Of course, the old characters must be left alone. But I'm not seeing what stops them from introducing new ones.


New characters have same glyph as old characters. It's the nightmare. For example, I can't find old one by searching new one. It's hard to know the reason for normal people. Should all software support searching by both characters? I don't expect all western developer take care. Equality comparison also fails without special support.


That is a bad exuse since it would preclude adding any new characters for existing languages. Would you have made the same objection for U+1E9E "ẞ", which was added in 2008?

Also, equality comparison already requires special support, e.g. normalization before comparison.

Sure, there would be an period where software support is incomplete but that is a bad reason to keep things broken forever.


It doesn't seem unfeasible to make a search that would support both.


It's possible to implement, but it makes confusion than benefit until all existing software support it.


> were replaced with "equivalent" Greek or Cyrillic one

The subset of equivalent letters, or different ones? If they looked the same, it wouldn't bother me if the letters in the center were a single codepoint between European languages:

https://upload.wikimedia.org/wikipedia/commons/8/84/Venn_dia...


I am disappointed that that diagram omits ꙮ [0]

[0] https://en.wikipedia.org/wiki/Multiocular_O


The problem is they don't look the same. So imagine, for instance, Я instead of "R" or И instead of "N" (I don't think the sounds are actually equivalent but let's run with it for the sake of example). Not insurmountable. One could still read a text with these substitutions. But it'd be distracting, and extra detrimental for people who don't speak English as their first language.


The ones in the center are in all three sets, they do look the same. The outer areas are out of bounds.


It doesn't make sense but there's also no way to fix it now. Once the Han characters were unified, there's no non-trivial way to ununify them.


To an extent that's true, but introducing national variant characters in addition to the unified ones would at least allow careful writers to avoid the problem.

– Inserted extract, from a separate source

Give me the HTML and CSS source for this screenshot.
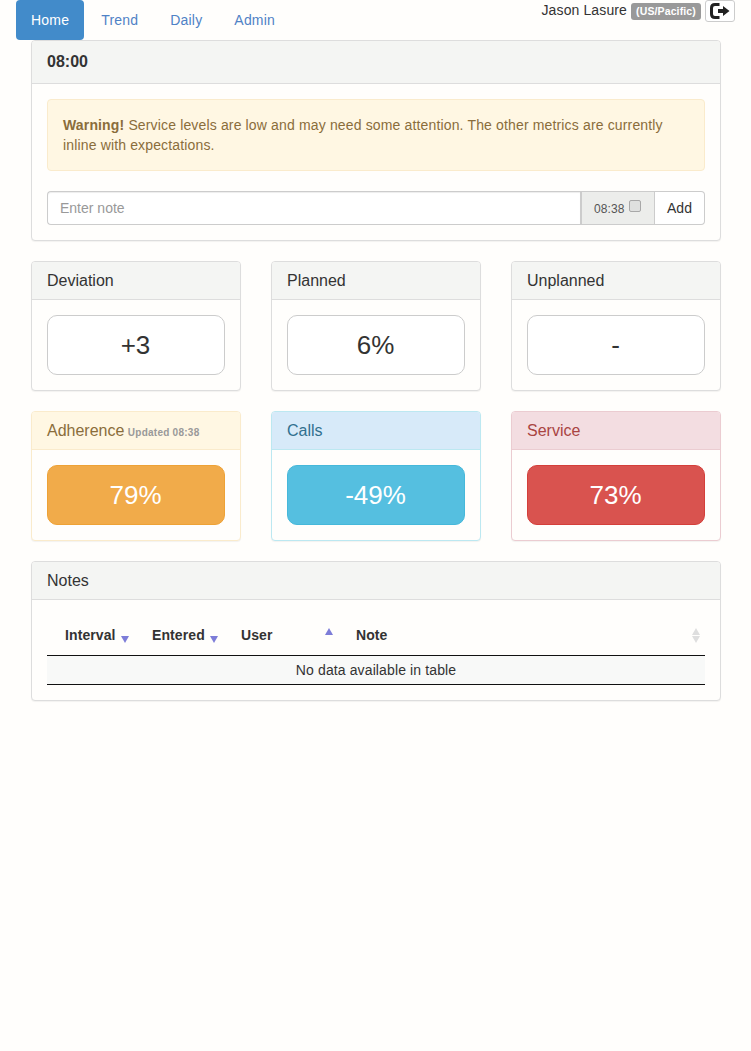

Exactly, this is not rocket science: Introduce variantes of the affected characters in unicode (either variant selectors or distinct codepoints, doesn't matter too much but variant selectors could allow falling back to the old context-based detection). Then wait for software to be updated to use the variants based on the input language. This allows the writer to verify the variant used which will then be the same in all contexts.